● TO DO
Across the material below, how many lines contain the word "HTML"? Give only the number.

● SUPPLIED RECORDS

==*==

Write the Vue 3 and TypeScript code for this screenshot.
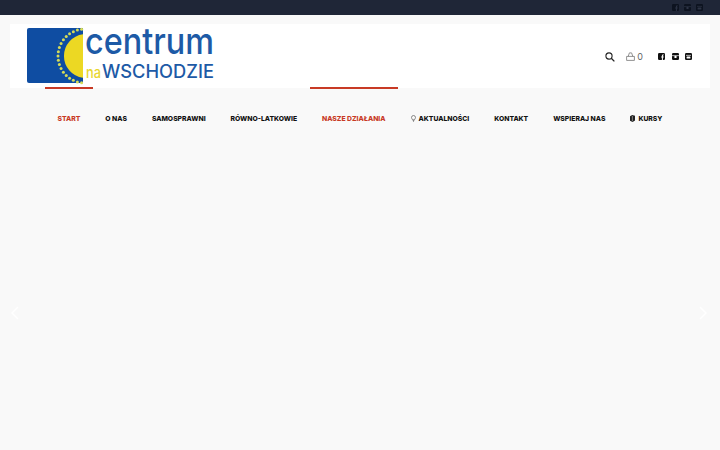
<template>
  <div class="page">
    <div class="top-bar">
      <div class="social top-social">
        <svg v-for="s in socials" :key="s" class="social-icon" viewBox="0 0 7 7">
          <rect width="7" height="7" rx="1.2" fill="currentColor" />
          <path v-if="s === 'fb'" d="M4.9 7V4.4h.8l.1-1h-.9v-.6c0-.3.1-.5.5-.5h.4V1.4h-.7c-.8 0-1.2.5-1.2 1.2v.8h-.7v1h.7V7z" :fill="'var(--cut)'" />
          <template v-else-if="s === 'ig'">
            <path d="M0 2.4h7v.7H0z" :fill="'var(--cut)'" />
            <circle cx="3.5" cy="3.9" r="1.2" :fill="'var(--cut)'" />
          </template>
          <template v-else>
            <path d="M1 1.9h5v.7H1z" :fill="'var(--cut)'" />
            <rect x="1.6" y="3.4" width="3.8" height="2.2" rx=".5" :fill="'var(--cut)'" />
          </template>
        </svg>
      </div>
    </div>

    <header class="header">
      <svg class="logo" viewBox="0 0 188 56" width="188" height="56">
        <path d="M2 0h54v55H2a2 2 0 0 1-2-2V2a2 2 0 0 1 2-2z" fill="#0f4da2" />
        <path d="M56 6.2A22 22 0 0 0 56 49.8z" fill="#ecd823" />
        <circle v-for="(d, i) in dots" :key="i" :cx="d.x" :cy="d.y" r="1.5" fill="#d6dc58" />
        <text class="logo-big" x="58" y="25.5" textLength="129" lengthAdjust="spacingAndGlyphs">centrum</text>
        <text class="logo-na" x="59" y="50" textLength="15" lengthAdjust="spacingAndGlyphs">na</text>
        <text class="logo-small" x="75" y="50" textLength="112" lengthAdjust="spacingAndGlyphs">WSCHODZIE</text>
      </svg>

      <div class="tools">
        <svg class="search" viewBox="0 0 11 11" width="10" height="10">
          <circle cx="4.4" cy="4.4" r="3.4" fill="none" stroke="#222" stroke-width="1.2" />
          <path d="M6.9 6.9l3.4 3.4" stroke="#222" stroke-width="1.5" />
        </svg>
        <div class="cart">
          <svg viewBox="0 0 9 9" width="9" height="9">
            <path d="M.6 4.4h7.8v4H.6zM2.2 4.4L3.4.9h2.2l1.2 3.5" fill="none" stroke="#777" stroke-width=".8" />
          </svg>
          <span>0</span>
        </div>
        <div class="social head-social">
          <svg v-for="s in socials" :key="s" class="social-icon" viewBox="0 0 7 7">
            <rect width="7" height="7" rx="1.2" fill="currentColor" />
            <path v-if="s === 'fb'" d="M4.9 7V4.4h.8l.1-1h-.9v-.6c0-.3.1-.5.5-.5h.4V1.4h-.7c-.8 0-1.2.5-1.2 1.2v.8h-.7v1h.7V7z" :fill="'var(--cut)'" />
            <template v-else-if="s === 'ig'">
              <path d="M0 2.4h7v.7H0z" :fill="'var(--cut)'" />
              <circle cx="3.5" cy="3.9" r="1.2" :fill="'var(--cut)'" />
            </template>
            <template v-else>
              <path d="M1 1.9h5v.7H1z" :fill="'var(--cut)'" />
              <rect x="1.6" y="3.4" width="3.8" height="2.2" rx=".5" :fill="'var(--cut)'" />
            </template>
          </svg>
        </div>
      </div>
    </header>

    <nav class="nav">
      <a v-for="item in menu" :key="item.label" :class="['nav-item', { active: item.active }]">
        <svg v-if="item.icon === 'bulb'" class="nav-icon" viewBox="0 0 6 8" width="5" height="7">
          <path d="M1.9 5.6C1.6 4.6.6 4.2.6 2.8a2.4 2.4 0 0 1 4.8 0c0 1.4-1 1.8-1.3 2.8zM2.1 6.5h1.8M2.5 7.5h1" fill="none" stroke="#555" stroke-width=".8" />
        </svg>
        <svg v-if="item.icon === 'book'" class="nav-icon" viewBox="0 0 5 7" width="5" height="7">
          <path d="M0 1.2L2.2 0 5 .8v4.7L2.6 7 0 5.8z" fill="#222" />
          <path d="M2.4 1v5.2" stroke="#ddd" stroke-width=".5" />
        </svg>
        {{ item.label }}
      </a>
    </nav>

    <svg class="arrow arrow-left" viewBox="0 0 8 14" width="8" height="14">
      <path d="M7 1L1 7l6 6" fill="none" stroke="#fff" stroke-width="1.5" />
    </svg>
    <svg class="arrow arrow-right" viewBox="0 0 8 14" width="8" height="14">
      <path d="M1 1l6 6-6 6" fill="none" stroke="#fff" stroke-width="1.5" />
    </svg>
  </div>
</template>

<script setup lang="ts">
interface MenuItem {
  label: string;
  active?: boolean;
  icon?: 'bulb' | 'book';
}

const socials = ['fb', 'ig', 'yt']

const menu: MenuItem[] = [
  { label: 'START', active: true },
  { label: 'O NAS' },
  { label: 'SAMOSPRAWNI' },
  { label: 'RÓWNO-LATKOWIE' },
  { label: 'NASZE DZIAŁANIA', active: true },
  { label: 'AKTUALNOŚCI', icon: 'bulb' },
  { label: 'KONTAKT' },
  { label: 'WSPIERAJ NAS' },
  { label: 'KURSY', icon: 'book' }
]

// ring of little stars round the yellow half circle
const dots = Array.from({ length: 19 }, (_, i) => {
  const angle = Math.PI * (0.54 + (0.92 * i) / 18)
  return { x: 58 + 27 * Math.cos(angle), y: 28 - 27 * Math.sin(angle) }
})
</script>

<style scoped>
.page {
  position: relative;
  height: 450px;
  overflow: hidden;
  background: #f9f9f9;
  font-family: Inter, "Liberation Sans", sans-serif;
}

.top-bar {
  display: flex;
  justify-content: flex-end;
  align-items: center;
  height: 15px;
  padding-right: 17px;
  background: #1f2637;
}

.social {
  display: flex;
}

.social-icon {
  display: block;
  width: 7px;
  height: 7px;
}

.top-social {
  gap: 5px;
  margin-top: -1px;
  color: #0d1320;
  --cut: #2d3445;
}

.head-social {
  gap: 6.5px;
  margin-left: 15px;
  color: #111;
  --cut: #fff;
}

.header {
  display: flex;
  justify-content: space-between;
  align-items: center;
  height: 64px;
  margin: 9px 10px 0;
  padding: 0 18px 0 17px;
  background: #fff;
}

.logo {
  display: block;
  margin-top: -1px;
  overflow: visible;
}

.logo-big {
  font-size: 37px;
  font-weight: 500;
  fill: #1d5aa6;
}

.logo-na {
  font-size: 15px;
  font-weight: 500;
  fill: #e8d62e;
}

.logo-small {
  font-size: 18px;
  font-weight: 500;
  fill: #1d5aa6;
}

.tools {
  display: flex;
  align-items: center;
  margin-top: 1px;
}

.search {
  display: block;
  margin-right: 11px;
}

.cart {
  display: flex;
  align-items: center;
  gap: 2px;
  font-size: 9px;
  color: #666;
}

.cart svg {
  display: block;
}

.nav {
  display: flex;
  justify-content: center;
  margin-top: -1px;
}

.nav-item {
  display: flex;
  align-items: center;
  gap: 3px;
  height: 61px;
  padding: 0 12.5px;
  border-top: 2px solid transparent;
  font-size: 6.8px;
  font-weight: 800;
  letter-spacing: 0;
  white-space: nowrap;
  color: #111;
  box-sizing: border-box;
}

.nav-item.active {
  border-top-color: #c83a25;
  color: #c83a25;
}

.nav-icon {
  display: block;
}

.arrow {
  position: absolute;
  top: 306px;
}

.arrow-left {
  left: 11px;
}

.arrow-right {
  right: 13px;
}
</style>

==*==

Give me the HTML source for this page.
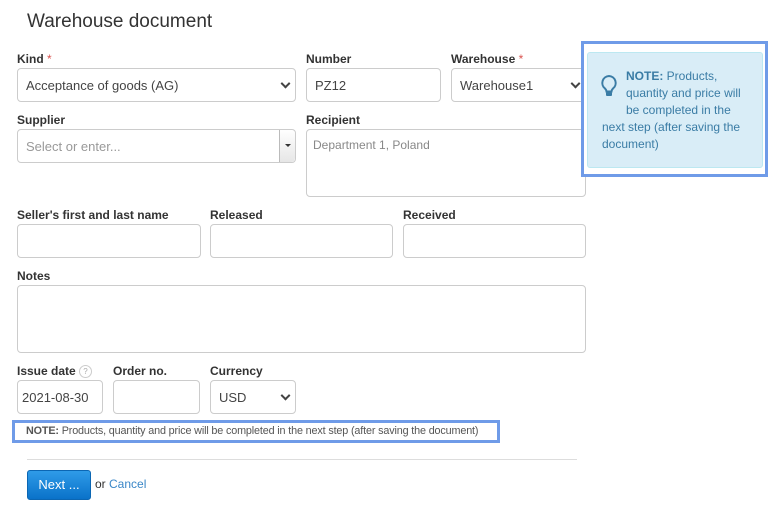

==*==

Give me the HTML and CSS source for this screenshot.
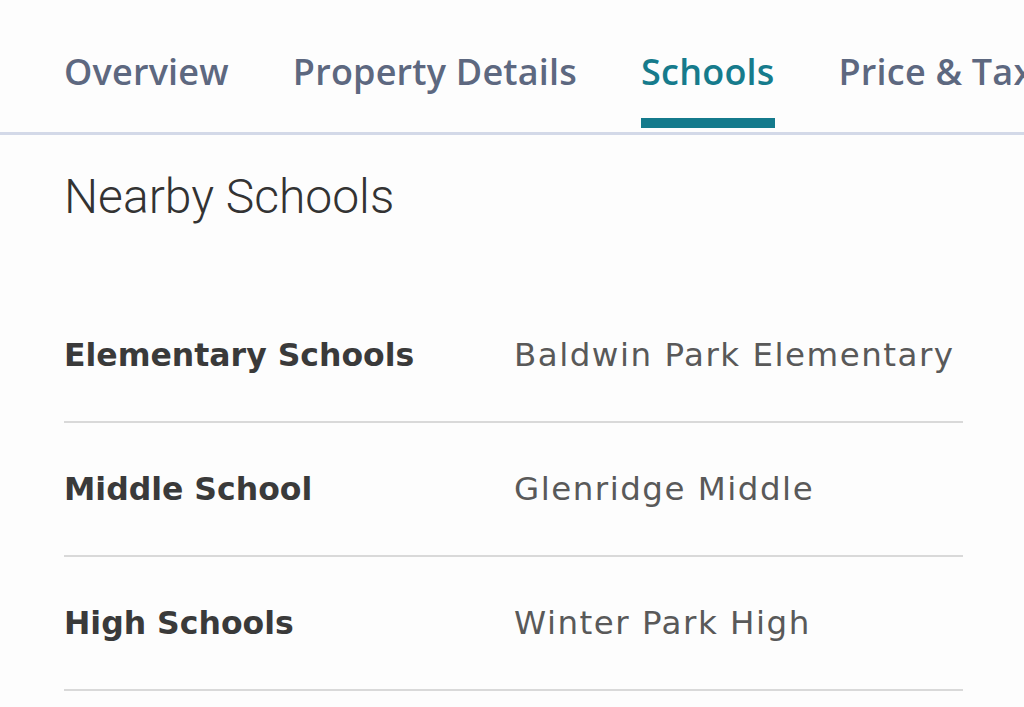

==*==

● ANSWER TO THE PROBLEM
2